Where the separation between ratings is only one unit these are not disagreements in any meaningful sense and anyone who claims that they are is fooling himself or attempting to deceive the reader. Those perhaps interested in cross tabbing can look at those from Brian's survey of 666 (yes, Eli reads the Old Testimony) abstracts selected at random from those published between 2002 and 2007 (more about the prequel here).
Tol shows a figure indicating how in the reconciliation and re-rating processes, ratings changed. For 92% of the cases the ratings changed by one unit.
Anonymouse describes Tol's mathturbation
Tol (2014) argues reasonably that from the number of disagreements, the error rate in the initial abstract ratings was about 18.5%. He further argues that if the same error rate applies during the reconciliation process then 6.7% of ratings will still be in error after reconciliation, implying that 11.8% were corrected during reconciliation. He assumes that the remaining errors are equally distributed among categories, a claim which is problematic but which will be assumed for the remainder of this analysis.Eli disagrees with this on two grounds. First, as mentioned previously, these differences, and certainly the differences of one unit are in no way errors. Second, the assumption that the remaining differences are equally distributed among categories is more than problematic. It is WRONG and the data showing that it is WRONG have been made public. Anonymouse continues
In Tol’s analysis the 6.7% of error ratings are redistributed to other categories in proportion to the corresponding proportion of shifts in the histogram. Shifts which would move the abstract rating outside the 1...7 range leave the abstract in the most extreme category.

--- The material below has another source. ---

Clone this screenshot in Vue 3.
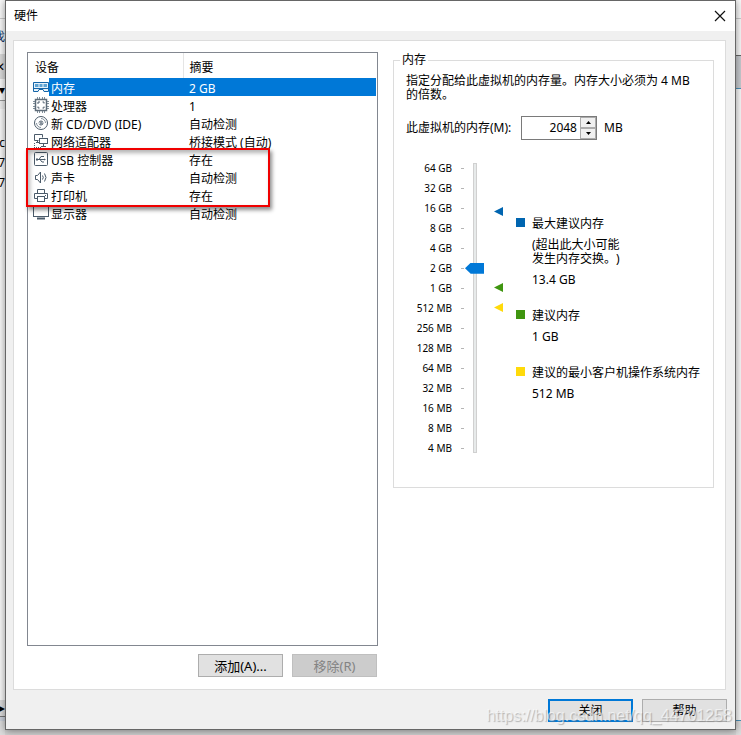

This operation on the error ratings may be represented by the matrix S
T = (1-0.067)I - .067S using the 6.7% disagreement rate.
UPDATE: Everyone, inc. Eli got gremlins. See comments by Neal King
As Tol points out in his blogspot, AS does get the wrong matrix S. However, his calculations have been redone with the correct matrix S, and yield essentially the same results:
- If one were to expect Tol's approach to be applicable to the only solid evidence there is (the records of the reconciliation), the approach requires that the initial distribution have negative numbers in one category, prior to reconciliation; and
- the results of Tol's projection bear no similarity to the statistics they seek to model: How does a 2:98 split turn into a 55:45 split? via the power of Tol's assumptions! and this is for the category that comprises 2/3 of the papers that were studied.and Mark R
added by Eli for convenience Mark R's S matrix
Which agrees with Tol's. This is somewhat hidden in the URL that Neal gave. Bunnies have to download the Excel spreadsheet http://www.sussex.ac.uk/Users/rt220/Consensus.xlsx and also http://www.sussex.ac.uk/Users/rt220/tcp_allratings.xlsx which are under the headings Data and Graphs on Abstract Ratings and Individual Ratings
The problem being that if you use the inverse, the percentage agreeing with the IPCC consensus is 116% and the number of papers rejecting the consensus at level 5/7, 7 being outright Dragon Slayer territory, is -555 which is the new number of the beast. The two errors in the S matrix will not change that much
What to say, what to say. . . First of all shifts that would move the abstract out of the ordinal range should have a probability of zero. This unjustifiably inflates the number of abstracts at the extremes. Second, Skeptical Science has just published it's full response, and bunnies can see how Tol's assumptions lead to Tol's conclusions
Which are wrong